Together, they gather the pieces of John's war.  Some unexplained bequests to apparent strangers in his will lead them to a tragic, and botched, execution of a young officer for desertion; a trench collapse which John is only barely rescued alive by a soldier he thinks is guilty of rape and murder; the time he spent being treated for injuries and illness by a nurse who is now married to one of the men who helped get him out of the collapsed trench. Speller skillfully and delicately paints us a picture of a courageous, moral, kind man who was killed by the war as surely as any of the battlefield casualties. At the same time, we get to know Laurence and Mary as they come back to life, as well as other survivors of the war. As we get closer and closer to the hidden cause of John's death, we care more and more, and at the same time, find compassion for nearly everyone involved.

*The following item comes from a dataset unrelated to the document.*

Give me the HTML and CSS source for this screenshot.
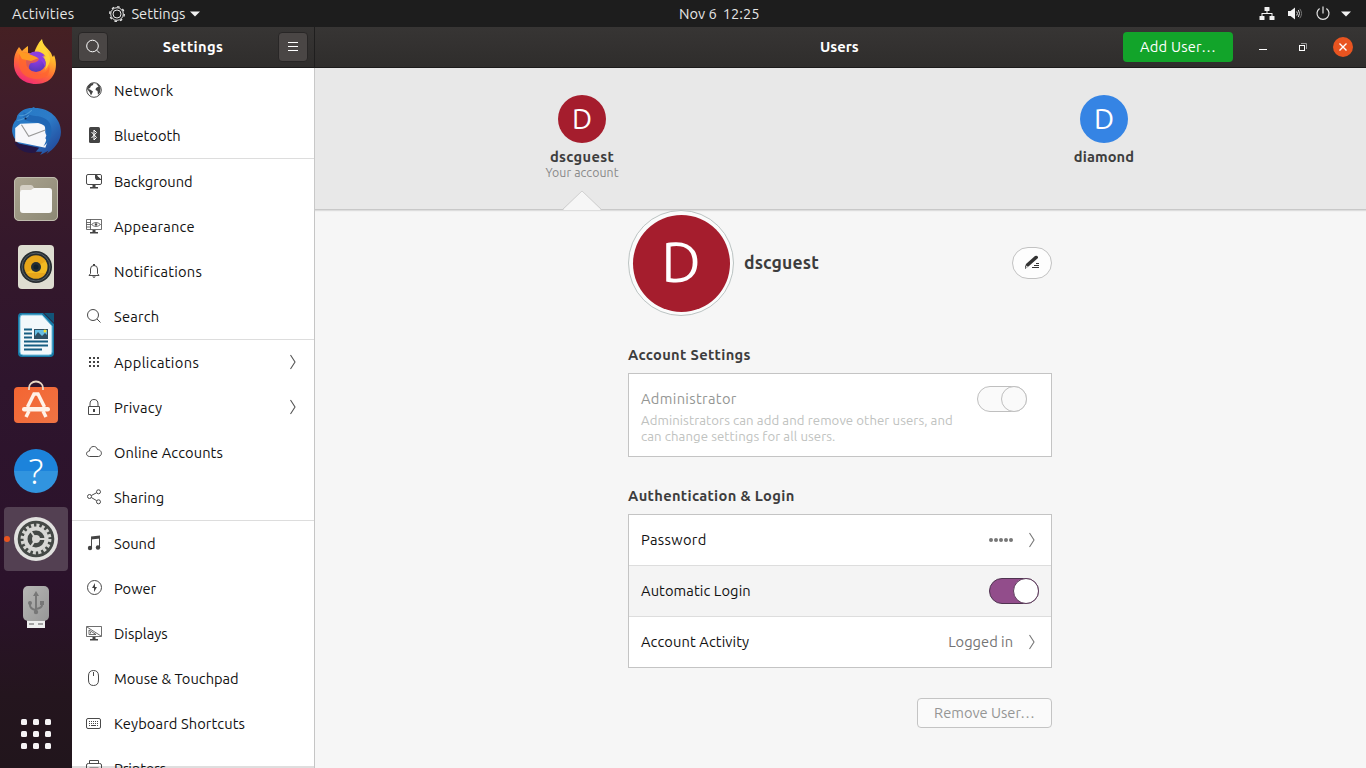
FILE: index.html
```html
<!DOCTYPE html>
<html lang="en">
<head>
<meta charset="utf-8">
<title>Settings</title>
<link rel="stylesheet" href="styles.css">
</head>
<body>
<div class="desktop">
<header class="topbar">
  <div class="top-left">
    <span class="activities ls2">Activities</span>
    <span class="appmenu">
      <svg width="16" height="16" viewBox="0 0 16 16" fill="none" stroke="#e6e6e6"><circle cx="8" cy="8" r="4" /><circle cx="8" cy="8" r="6.300"/><circle cx="8" cy="8" r="7.300" stroke-width="1.300" stroke-dasharray="2.600 3.130"/></svg>
      <span class="appname">Settings</span>
      <svg class="caret" width="10" height="6" viewBox="0 0 10 6"><path d="M0 .5h10L5 5.500z" fill="#f2f2f2"/></svg>
    </span>
  </div>
  <div class="clock"><span>Nov 6</span><span>12:25</span></div>
  <div class="tray">
    <svg width="16" height="16" viewBox="0 0 16 16" fill="#f2f2f2"><rect x="5.500" y="1" width="5" height="4" rx=".6"/><rect x="0.500" y="10" width="5" height="4" rx=".6"/><rect x="10.500" y="10" width="5" height="4" rx=".6"/><path d="M7.500 5h1v2H13.500v3h-1V8h-9v2h-1V7h5z"/></svg>
    <svg width="16" height="16" viewBox="0 0 16 16"><path d="M1 5h2.500L8 1.500v12L3.500 10H1z" fill="#f2f2f2"/><path d="M9.700 5.500q1.500 2 0 4M11.300 4q2.400 3.500 0 7" fill="none" stroke="#ddd"/><path d="M12.800 2.800q3.500 4.700 0 9.400" fill="none" stroke="#777"/></svg>
    <svg width="16" height="16" viewBox="0 0 16 16" fill="none" stroke="#e6e6e6" stroke-width="1.200"><path d="M4.600 2.400a6 6 0 1 0 6.800 0M8 .5v7"/></svg>
    <svg class="tray-caret" width="10" height="6" viewBox="0 0 10 6"><path d="M0 .5h10L5 5.500z" fill="#f2f2f2"/></svg>
  </div>
</header>
<div class="workspace">
<nav class="dock">
  <div class="launch firefox"><svg width="48" height="48" viewBox="0 0 48 48">
    <defs><linearGradient id="ff" x1=".8" y1="0" x2=".3" y2="1"><stop offset="0" stop-color="#fff044"/><stop offset=".35" stop-color="#ffb22c"/><stop offset=".65" stop-color="#ff6a35"/><stop offset="1" stop-color="#f0277a"/></linearGradient><radialGradient id="fp" cx=".5" cy=".2" r=".8"><stop offset="0" stop-color="#a63cf3"/><stop offset="1" stop-color="#5438b8"/></radialGradient></defs>
    <path d="M24 47C11 47 1 38 2 25 2 17 5 13 7 10l3 4c2-2 4-4 6-5v7l6 1c1-5 4-11 8-15 1 7 6 9 9 14 1 2 1 3 2 4l1-2c5 12 1 29-18 29z" fill="url(#ff)"/><circle cx="24" cy="25" r="10" fill="url(#fp)"/><path d="M7 17c5-3 12-1 15 1l5 4c-1 3-5 4-8 4-4 3-2 9 4 11 7 2 14-3 14-9 2 9-3 14-12 14S8 37 7 28z" fill="#ff642f" opacity=".75"/><path d="M6 15c4-1 9 2 17 3l4 3-8 3-9-2z" fill="#ff9a22"/><path d="M18 17c6-4 14-2 16 3l-5-1c5 3 6 8 4 14 7-8 6-14 1-20-3-3-4-5-4-9-3 3-6 7-7 12z" fill="#ffda38" opacity=".8"/><path d="M17 17c5-4 13-3 16 2l-4-1c4 3 5 7 4 12-2-6-6-9-11-11z" fill="#8c3fe0"/></svg></div>
  <div class="launch"><svg width="52" height="52" viewBox="0 0 50 50">
    <defs><linearGradient id="tb" x2="1" y2="1"><stop stop-color="#2579c5"/><stop offset=".5" stop-color="#2d7cc8"/><stop offset="1" stop-color="#203d90"/></linearGradient></defs>
    <path d="M7 10C11 5 15 3 21 3l2-1 1 1c14 0 25 10 25 23 0 9-7 17-14 21l2-3-8 4 2-3C16 46 3 36 2 25c0-4 1-8 4-11z" fill="url(#tb)"/><path d="M4 36l24 5-4 5C14 47 7 42 4 36z" fill="#251746"/><path d="M5 22l5-4 24-1c0 5-1 9 1 12l-1 3 2 3-2 6L5 35z" fill="#f7f7fa"/><path d="M11 19l7 11 16-6" fill="none" stroke="#999" stroke-width="1.100"/><path d="M13 13c4 5 14 2 20 7 4 7 3 14-1 20 10-7 10-21 3-26-6-5-15-2-22-7z" fill="#2067b5"/><path d="M9 10c4 1 8-1 12-5M7 15c5-1 8-2 11-5" stroke="#4f9bd5" fill="none"/><circle cx="15" cy="13" r="1" fill="#0c234d"/></svg></div>
  <div class="launch"><svg width="46" height="46" viewBox="0 0 46 46"><defs><linearGradient id="file" y2="1"><stop stop-color="#aaa38f"/><stop offset="1" stop-color="#8c8874"/></linearGradient></defs><rect x="1" y="1" width="44" height="44" rx="5" fill="url(#file)"/><rect x="1.500" y="1.500" width="43" height="43" rx="4.500" fill="none" stroke="#c0bcae"/><path d="M7 15V12q0-3 3-3h8q2 0 3 3l1 2z" fill="#d4cfc4"/><path d="M7 16q0-2 2-2h9l3-2h15q3 0 3 3v19q0 3-3 3H10q-3 0-3-3z" fill="#f8f8f7"/></svg></div>
  <div class="launch"><svg width="46" height="46" viewBox="0 0 46 46"><rect x="5" y="1" width="36" height="44" rx="4" fill="#deddd1"/><circle cx="23" cy="23" r="16" fill="#272d30"/><circle cx="23" cy="23" r="14" fill="none" stroke="#566066"/><circle cx="23" cy="23" r="11.500" fill="#f2ba22"/><path d="M13 17a11.500 11.500 0 0 1 20 0L13 29a11.500 11.500 0 0 1 0-12M33 29a11.500 11.500 0 0 1-20 0z" fill="#df9a16" opacity=".6"/><circle cx="23" cy="23" r="5" fill="#252e34"/><circle cx="23" cy="23" r="2.500" fill="#12202a"/></svg></div>
  <div class="launch"><svg width="46" height="46" viewBox="0 0 46 46"><path d="M8 1h22l11 11v29q0 4-4 4H9q-4 0-4-4V5q0-4 3-4z" fill="#1679a6"/><path d="M31 1h10v10z" fill="#125479"/><path d="M9 3h20l10 11v26q0 3-3 3H10q-3 0-3-3V6q0-3 2-3z" fill="#f2f8fb" stroke="#76bfdd"/><path d="M11 17.500h8M11 21.500h8M11 25.500h8M11 29.500h24M11 33.500h24M11 37.500h18" stroke="#155d82" stroke-width="1.800"/><rect x="21" y="17" width="14" height="10" fill="#2e5064"/><path d="M22 18h12v5l-2-2-3 3-4-4-3 4z" fill="#65bfe5"/><circle cx="32" cy="19" r="1.500" fill="#f5df30"/></svg></div>
  <div class="launch"><svg width="46" height="46" viewBox="0 0 46 46"><defs><linearGradient id="bag" y2="1"><stop stop-color="#f46532"/><stop offset="1" stop-color="#ef7444"/></linearGradient></defs><rect x="1" y="7" width="44" height="36" rx="4" fill="url(#bag)"/><path d="M16 10V8a7 6.500 0 0 1 14 0v2" fill="none" stroke="#e9d8c5" stroke-width="1.800"/><path d="M14.500 27L21 14h4l6.500 13M16 31l-3 6M30 31l3 6" fill="none" stroke="#fff2e8" stroke-width="3.500"/><rect x="9" y="27" width="28" height="4.500" rx="2.200" fill="#fff2e8"/></svg></div>
  <div class="launch help"><span>?</span></div>
  <div class="launch selected"><svg width="46" height="46" viewBox="0 0 46 46"><circle cx="23" cy="23" r="22" fill="#e1e1df"/><circle cx="23" cy="23" r="18.300" fill="#444946"/><circle cx="23" cy="23" r="13.700" fill="none" stroke="#d4d5d1" stroke-width="3.500" stroke-dasharray="3 2.380"/><circle cx="23" cy="23" r="10.500" fill="none" stroke="#d7d8d5" stroke-width="4"/><circle cx="23" cy="23" r="4" fill="#d8d8d5"/><path d="M23 23h10M23 23l-6-9M23 23l-6 9" stroke="#d8d8d5" stroke-width="2"/></svg></div>
  <div class="launch"><svg width="46" height="46" viewBox="0 0 46 46"><defs><linearGradient id="usb" y2="1"><stop stop-color="#b7b7b5"/><stop offset="1" stop-color="#979797"/></linearGradient></defs><rect x="14" y="33" width="18" height="11" fill="#eee"/><rect x="10" y="2" width="26" height="35" rx="5" fill="url(#usb)"/><path d="M16 40h5m4 0h5" stroke="#8a8a8a" stroke-width="1.500"/><path d="M23 28V11m-6 8v2q0 4 6 5m6-7v2q0 3-6 4" fill="none" stroke="#777" stroke-width="2"/><path d="M20 12l3-5 3 5z" fill="#777"/><circle cx="17" cy="19" r="2" fill="#777"/><rect x="27" y="17" width="4" height="4" fill="#777"/><circle cx="23" cy="28" r="2.200" fill="#777"/></svg></div>
  <div class="all-apps"><i></i><i></i><i></i><i></i><i></i><i></i><i></i><i></i><i></i></div>
</nav>
<main class="window">
  <header class="titlebar">
    <div class="side-title">
      <span class="head-btn"><svg width="16" height="16" viewBox="0 0 16 16" fill="none" stroke="#fff"><circle cx="7.500" cy="7" r="5.800"/><path d="M11.700 11.200l3 3"/></svg></span>
      <b class="ls3">Settings</b>
      <span class="head-btn"><svg width="16" height="16" viewBox="0 0 16 16" stroke="#fff"><path d="M3 3.500h10M3 7.500h10M3 11.500h10"/></svg></span>
    </div>
    <div class="main-title">
      <b class="t-users">Users</b>
      <div class="controls">
        <span class="add-user ls2">Add User…</span>
        <svg class="min" width="16" height="16" viewBox="0 0 16 16"><path d="M4 10.500h8" stroke="#fff"/></svg>
        <svg class="max" width="16" height="16" viewBox="0 0 16 16" fill="none"><path d="M6 4.500h5.500V10" stroke="#999"/><rect x="4.500" y="6.500" width="5" height="5" stroke="#fff"/></svg>
        <span class="close"><svg width="10" height="10" viewBox="0 0 10 10"><path d="M1.500 1.500l7 7m0-7l-7 7" stroke="#fff" stroke-width="1.400"/></svg></span>
      </div>
    </div>
  </header>
  <div class="content">
    <aside class="sidebar">
      <div class="group">
        <div class="item"><svg viewBox="0 0 16 16"><circle cx="8" cy="8" r="7.300" class="line"/><path d="M1.500 5q2-4 6-4l-.5 2-2 1-1 2-2 1 2 .5 3 2-2 4-1.500-3.500-2.500-3zM10 1.500q4 1 4.500 5l-.5 4-2 2.500-.5-4-2-1 .5-2 2.500-1.500z"/></svg><span class="ls3">Network</span></div>
        <div class="item"><svg viewBox="0 0 16 16"><rect x="3" y="0" width="11" height="16" rx="1.500"/><path d="M5.500 5l5 5.500-2.500 2.500V3l2.500 2.500-5 5.500" fill="none" stroke="#fff" stroke-width="1"/></svg><span>Bluetooth</span></div>
      </div>
      <div class="group">
        <div class="item"><svg viewBox="0 0 16 16"><rect x=".5" y="1.500" width="15" height="10" rx="1.500" class="line"/><path d="M6.500 12h3v2H12v1.500H4V14h2.500zM9 2v3l1 2h5V6l-4-4z"/><path d="M11 2.500h4v3.500z" fill="#fff"/></svg><span>Background</span></div>
        <div class="item"><svg viewBox="0 0 16 16"><path d="M.5 1.500h15v10H.5zM4.500 1.500v10M.5 4.500h4M.5 6.500h4M.5 9h4M5.500 6.500q4.500-4 9 0-4.500 4-9 0z" class="line thin"/><circle cx="10" cy="6.500" r="1.200"/><path d="M6.500 12h3v2H12v1.500H4V14h2.500z"/></svg><span class="ls2">Appearance</span></div>
        <div class="item"><svg viewBox="0 0 16 16"><path d="M3 12.500l1.500-2V6q0-3.500 3.500-3.500T11.500 6v4.500l1.500 2z" class="line"/><path d="M7 1h2v2H7zM6 13.500h4L8 15z"/></svg><span class="ls2">Notifications</span></div>
        <div class="item"><svg viewBox="0 0 16 16" class="line"><circle cx="7" cy="7" r="5.500"/><path d="M11 11l3.500 3.500"/></svg><span class="ls2">Search</span></div>
      </div>
      <div class="group">
        <div class="item"><svg viewBox="0 0 16 16"><path d="M3 3h2v2H3zm4 0h2v2H7zm4 0h2v2h-2zM3 7h2v2H3zm4 0h2v2H7zm4 0h2v2h-2zM3 11h2v2H3zm4 0h2v2H7zm4 0h2v2h-2z"/></svg><span class="ls3">Applications</span><svg class="chev" viewBox="0 0 8 16"><path d="M1.500 1l4.500 7-4.500 7"/></svg></div>
        <div class="item"><svg viewBox="0 0 16 16"><path d="M2.500 7.500h11v8h-11zM4 7V5q0-4.500 4-4.500T12 5v2" class="line"/><path d="M7 10h2v3H7z"/></svg><span class="ls2">Privacy</span><svg class="chev" viewBox="0 0 8 16"><path d="M1.500 1l4.500 7-4.500 7"/></svg></div>
        <div class="item"><svg viewBox="0 0 16 16"><path d="M3.500 12.500c-4-.5-4-5 0-5.500 0-5.500 7-6 8-1.500 5 .5 5 6.500 1 7z" class="line"/></svg><span class="ls1">Online Accounts</span></div>
        <div class="item"><svg viewBox="0 0 16 16" class="line"><circle cx="3.500" cy="7.500" r="2"/><circle cx="12.500" cy="2.800" r="2"/><circle cx="12.500" cy="12.800" r="2"/><path d="M5.300 6.500l5.400-2.800M5.300 8.500l5.400 3.200"/></svg><span class="ls1">Sharing</span></div>
      </div>
      <div class="group">
        <div class="item"><svg viewBox="0 0 16 16"><path d="M5 1.500l9-1v3l-9 1z"/><path d="M5.500 2v11M13.500 1v11" class="line"/><circle cx="4" cy="13" r="2.200"/><circle cx="12" cy="12.500" r="2.200"/></svg><span>Sound</span></div>
        <div class="item"><svg viewBox="0 0 16 16"><circle cx="8.500" cy="7.500" r="7" class="line"/><path d="M9 3L6 8h2v4l3-5H9z"/></svg><span>Power</span></div>
        <div class="item"><svg viewBox="0 0 16 16"><path d="M.5 1.500h15v10H.5zM1 2l14 9M3 5v4.500h7zM4.500 7v1.500" class="line thin"/><path d="M6.500 12h3v2H12v1.500H4V14h2.500z"/></svg><span>Displays</span></div>
        <div class="item"><svg viewBox="0 0 16 16"><path d="M2.500 6q0-5.500 5-5.500t5 5.500v4q0 5.500-5 5.500t-5-5.500zM7.500 2v4" class="line"/></svg><span>Mouse &amp; Touchpad</span></div>
        <div class="item"><svg viewBox="0 0 16 16"><rect x=".5" y="3.500" width="14" height="10" rx="1.500" class="line"/><path d="M3 6.500h1M5 6.500h1M7 6.500h1M9 6.500h1M11 6.500h1M3 8.500h1M5 8.500h1M7 8.500h1M9 8.500h1M11 8.500h1M3 10.500h1M5 10.500h5M11 10.500h1" class="line"/></svg><span class="ls1">Keyboard Shortcuts</span></div>
        <div class="item"><svg viewBox="0 0 16 16"><path d="M3.500 4V.5h9V4M3 10.500H.5V5q0-1.500 2-1.500h11q2 0 2 1.500v5.500H13M3.500 8h9v6h-9z" class="line"/></svg><span>Printers</span></div>
      </div>
    </aside>
    <section class="panel">
      <div class="users">
        <div class="user active"><span class="avatar red">D</span><b class="uname ls3">dscguest</b><small>Your account</small><svg class="pointer" width="38" height="20" viewBox="0 0 38 20"><path d="M0 20L19 1l19 19z" fill="#f6f6f6"/><path d="M0 19L19 1l19 18" fill="none" stroke="#c9c9c9" stroke-width=".8"/></svg></div>
        <div class="user"><span class="avatar blue">D</span><b class="uname ls1">diamond</b></div>
      </div>
      <div class="details">
        <div class="profile"><span class="portrait"><span>D</span></span><b>dscguest</b><span class="edit"><svg width="16" height="16" viewBox="0 0 16 16" fill="#333"><path d="M1 12l1-3 9-8q2-1 3 1v1l-9 8-4 3z"/><path d="M1.500 13l1-2.500 1.500 1.500z" fill="#eee"/><path d="M12 8h3v1h-3zM10 10h5v1h-5zM8 12h7v1H8z"/></svg></span></div>
        <h2 class="ls3">Account Settings</h2>
        <div class="card admin"><div class="copy"><span class="admin-label ls3">Administrator</span><p><span class="desc">Administrators can add and remove other users, and</span><br><span class="desc">can change settings for all users.</span></p></div><span class="switch off"><i></i></span></div>
        <h2 class="ls3">Authentication &amp; Login</h2>
        <div class="card">
          <div class="row"><span class="ls3">Password</span><span class="dots"><i></i><i></i><i></i><i></i><i></i></span><svg class="chev" viewBox="0 0 8 16"><path d="M1.500 1l4.500 7-4.500 7"/></svg></div>
          <div class="row shade"><span class="ls1">Automatic Login</span><span class="switch on"><i></i></span></div>
          <div class="row"><span class="ls1">Account Activity</span><span class="value">Logged in</span><svg class="chev" viewBox="0 0 8 16"><path d="M1.500 1l4.500 7-4.500 7"/></svg></div>
        </div>
        <div class="actions"><span class="remove">Remove User…</span></div>
      </div>
    </section>
  </div>
</main>
</div>
</div>
</body>
</html>
```
FILE: styles.css
```css
* { box-sizing: border-box; }
body { margin: 0; font: 14.667px/20px "Ubuntu", "Noto Sans", sans-serif; color: #111; overflow: hidden; }
svg { display: block; flex: none; }
.ls1 { letter-spacing: .1px; }
.ls2 { letter-spacing: .23px; }
.ls3 { letter-spacing: .34px; }
.desktop { width: 1366px; height: 768px; display: flex; flex-direction: column; overflow: hidden; }
.topbar { height: 27px; flex: none; background: #1d1d1d; color: #e6e6e6; display: grid; grid-template-columns: 667px auto 1fr; align-items: center; padding: 0 15px 0 12px; white-space: nowrap; }
.top-left, .appmenu, .clock, .tray { display: flex; align-items: center; }
.top-left { gap: 35px; }
.appmenu { gap: 6px; }
.appmenu .caret { margin-left: -1px; }
.clock { gap: 6px; }
.tray { justify-content: flex-end; gap: 12px; }
.tray-caret { margin-left: -2px; }
.workspace { flex: 1; min-height: 0; display: flex; }
.dock { width: 72px; flex: none; background: linear-gradient(#452023 0, #401d2a 10%, #34182b 30%, #2e152d 48%, #2b122b 75%, #24151e 90%, #21151c 100%); display: flex; flex-direction: column; align-items: center; padding: 4px 0 19px; }
.launch { width: 64px; height: 64px; margin: 0 0 4px; flex: none; display: flex; align-items: center; justify-content: center; border-radius: 4px; }
.firefox svg { margin-bottom: 4px; }
.launch.selected { background: #534052; position: relative; }
.launch.selected::before { content: ""; position: absolute; left: 0; top: 29px; width: 6px; height: 6px; border-radius: 50%; background: #e95420; }
.help span { width: 44px; height: 44px; border-radius: 50%; background: linear-gradient(#1c83db 0 50%, #3194df 50%); color: #fff; text-align: center; font: 35px/44px "Noto Sans", sans-serif; font-weight: 300; }
.all-apps { margin-top: auto; display: grid; grid-template-columns: repeat(3, 6px); gap: 6px; }
.all-apps i { height: 6px; border-radius: 1.5px; background: #f5f3f5; }
.window { flex: 1; display: flex; flex-direction: column; min-width: 0; }
.titlebar { height: 41px; flex: none; display: flex; background: linear-gradient(#373534, #2f2d2c); border-bottom: 1px solid #1c1b1b; color: #fff; }
.side-title { width: 243px; border-right: 1px solid #1f1e1e; display: flex; align-items: center; justify-content: space-between; padding: 0 6px; }
.head-btn { width: 30px; height: 30px; border: 1px solid #282626; border-radius: 4px; background: #4a4645; display: flex; align-items: center; justify-content: center; }
.main-title { flex: 1; display: grid; grid-template-columns: 1fr auto 1fr; align-items: center; padding: 0 13px 0 10px; }
.main-title { grid-template-columns: 495px auto 1fr; }
.t-users { grid-column: 2; }
.controls { display: flex; align-items: center; justify-content: flex-end; }
.add-user { width: 110px; height: 30px; border-radius: 4px; background: #12a42a; text-align: center; line-height: 30px; }
.min { margin-left: 22px; }
.max { margin-left: 24px; }
.close { width: 20px; height: 20px; margin-left: 22px; border-radius: 50%; background: #e95420; display: flex; align-items: center; justify-content: center; }
.content { flex: 1; min-height: 0; display: flex; }
.sidebar { width: 243px; flex: none; background: #fff; border-right: 1px solid #c5c5c5; overflow: hidden; box-shadow: inset 0 -2px #dedede; }
.group + .group { border-top: 1px solid #ddd; }
.item { height: 45px; display: flex; align-items: center; padding: 0 17px 0 14px; gap: 12px; white-space: nowrap; }
.item > svg:first-child { width: 16px; height: 16px; margin-bottom: 1px; fill: #444; }
.line, .item > svg.line:first-child { fill: none; stroke: #4a4a4a; }
.line.thin { stroke-width: .8; }
.item > span { flex: 1; }
.chev { width: 8px; height: 16px; fill: none; stroke: #555; stroke-width: 1.1; }
.item .chev { margin-bottom: 1px; }
.panel { flex: 1; min-width: 0; background: #f6f6f6; }
.users { height: 142px; background: #e8e8e8; border-bottom: 1px solid #c8c8c8; box-shadow: 0 1px 1px #ddd; display: grid; grid-template-columns: 522px 522px; padding: 27px 0 0 6px; }
.user { display: flex; flex-direction: column; align-items: center; color: #3d3d3d; position: relative; }
.avatar { width: 48px; height: 48px; border-radius: 50%; color: #fff; font-size: 28.5px; line-height: 47px; text-align: center; }
.red { background: #a51d2d; }
.blue { background: #3584e4; }
.uname { margin-top: 4px; }
.user small { font-size: 12.3px; line-height: 16px; letter-spacing: .1px; margin-top: -2px; color: #888; }
.pointer { position: absolute; left: 242px; bottom: -1px; }
.details { width: 424px; margin-left: 313px; }
.profile { height: 106px; display: flex; align-items: center; }
.portrait { width: 106px; height: 106px; border: 1px solid #bcc4c3; border-radius: 50%; background: #fbfbfb; display: flex; align-items: center; justify-content: center; }
.portrait span { width: 97px; height: 97px; border-radius: 50%; background: #a51d2d; color: #fff; font-size: 56px; line-height: 94px; text-align: center; }
.profile b { margin-left: 10px; font-size: 17.6px; letter-spacing: .13px; color: #3d3d3d; flex: 1; }
.edit { width: 40px; height: 32px; border: 1px solid #c2c2c2; border-radius: 16px; background: #fdfdfd; display: flex; align-items: center; justify-content: center; }
h2 { margin: 29px 0 8px; font-size: 14.667px; line-height: 20px; color: #3d3d3d; }
.card { border: 1px solid #c4c4c4; background: #fff; }
.admin { height: 84px; display: flex; justify-content: space-between; padding: 12px 24px 0 12px; color: #949694; white-space: nowrap; }
.copy { padding-top: 3px; }
.admin-label { display: block; }
.admin p { margin: 3px 0 0; font-size: 13.2px; line-height: 16px; color: #c0c2c0; }
.desc { letter-spacing: .08px; }
.switch { width: 50px; height: 26px; border-radius: 13px; border: 1px solid #bfbfbf; display: flex; justify-content: flex-end; flex: none; }
.switch i { width: 26px; height: 26px; margin: -1px; border: 1px solid #bfbfbf; border-radius: 50%; background: #fafafa; }
.switch.off { background: #fafafa; }
.switch.on { background: #924d8b; border-color: #4f3350; }
.switch.on i { background: #fff; border-color: #5d3b5b; }
.row { height: 51px; display: flex; align-items: center; padding: 0 12px; border-top: 1px solid #ddd; }
.row:first-child { border: 0; height: 50px; }
.row > span:first-child { flex: 1; }
.shade { background: #f4f4f4; }
.row .chev { margin: 0 3px 0 15px; stroke: #777; }
.dots { display: flex; gap: 1px; }
.dots i { width: 4px; height: 4px; border-radius: 50%; background: #777; }
.value { color: #747474; }
.actions { display: flex; justify-content: flex-end; margin-top: 30px; }
.remove { width: 135px; height: 30px; border: 1px solid #c4c4c4; border-radius: 4px; background: #fafafa; color: #959695; line-height: 28px; text-align: center; }
```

This is a thoughtful and moving study of the aftermath of the Great War for those who survived it and had to learn to live with the consequences.

Highly recommended.

I received a free electronic galley from the publisher via NetGalley.

2 comments:

  1. Just wanted to thank you for this through and sensitive review- and for 'getting' the point of it all. It was my first novel so means a lot.

    ReplyDelete
  2. This is a first novel? It's an amazing debut! I'll be looking forward to more from you. Thank you for stopping by to comment.